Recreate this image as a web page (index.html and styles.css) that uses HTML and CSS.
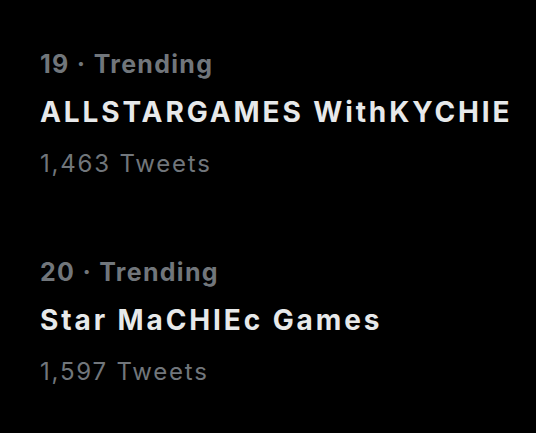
FILE: index.html
```html
<!DOCTYPE html>
<html>
<head>
    <meta charset="UTF-8">
    <title>Trending</title>
    <link rel="stylesheet" href="styles.css">
</head>
<body>
    <div class="trend-list">
        <div class="trend">
            <div class="trend-meta">19 · Trending</div>
            <div class="trend-name">ALLSTARGAMES WithKYCHIE</div>
            <div class="trend-count">1,463 Tweets</div>
        </div>
        <div class="trend">
            <div class="trend-meta">20 · Trending</div>
            <div class="trend-name">Star MaCHIEc Games</div>
            <div class="trend-count">1,597 Tweets</div>
        </div>
    </div>
</body>
</html>
```

FILE: styles.css
```css
html, body {
    margin: 0;
    padding: 0;
    background: #000;
}

body {
    font-family: Inter, "Liberation Sans", sans-serif;
    color: #e7e9ea;
}

.trend-list {
    display: flex;
    flex-direction: column;
    gap: 68px;
    padding: 44px 0 0 40px;
}

.trend {
    display: flex;
    flex-direction: column;
    white-space: nowrap;
}

.trend-meta {
    font-size: 25px;
    font-weight: bold;
    line-height: 40px;
    letter-spacing: 1.3px;
    color: #71767b;
}

.trend-name {
    margin-top: 3px;
    font-size: 28px;
    font-weight: bold;
    line-height: 50px;
    letter-spacing: 2.9px;
    color: #e7e9ea;
}

.trend-count {
    margin-top: 7px;
    font-size: 24px;
    line-height: 40px;
    letter-spacing: 1.8px;
    color: #71767b;
}
```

** TASK REQUIREMENTS **
Drop the images and repeat the data exactly.

** ANSWER BELOW **
Recreate this image as a web page (index.html and styles.css) that uses HTML and CSS.
FILE: index.html
```html
<!DOCTYPE html>
<html>
<head>
    <meta charset="UTF-8">
    <title>Trending</title>
    <link rel="stylesheet" href="styles.css">
</head>
<body>
    <div class="trend-list">
        <div class="trend">
            <div class="trend-meta">19 · Trending</div>
            <div class="trend-name">ALLSTARGAMES WithKYCHIE</div>
            <div class="trend-count">1,463 Tweets</div>
        </div>
        <div class="trend">
            <div class="trend-meta">20 · Trending</div>
            <div class="trend-name">Star MaCHIEc Games</div>
            <div class="trend-count">1,597 Tweets</div>
        </div>
    </div>
</body>
</html>
```

FILE: styles.css
```css
html, body {
    margin: 0;
    padding: 0;
    background: #000;
}

body {
    font-family: Inter, "Liberation Sans", sans-serif;
    color: #e7e9ea;
}

.trend-list {
    display: flex;
    flex-direction: column;
    gap: 68px;
    padding: 44px 0 0 40px;
}

.trend {
    display: flex;
    flex-direction: column;
    white-space: nowrap;
}

.trend-meta {
    font-size: 25px;
    font-weight: bold;
    line-height: 40px;
    letter-spacing: 1.3px;
    color: #71767b;
}

.trend-name {
    margin-top: 3px;
    font-size: 28px;
    font-weight: bold;
    line-height: 50px;
    letter-spacing: 2.9px;
    color: #e7e9ea;
}

.trend-count {
    margin-top: 7px;
    font-size: 24px;
    line-height: 40px;
    letter-spacing: 1.8px;
    color: #71767b;
}
```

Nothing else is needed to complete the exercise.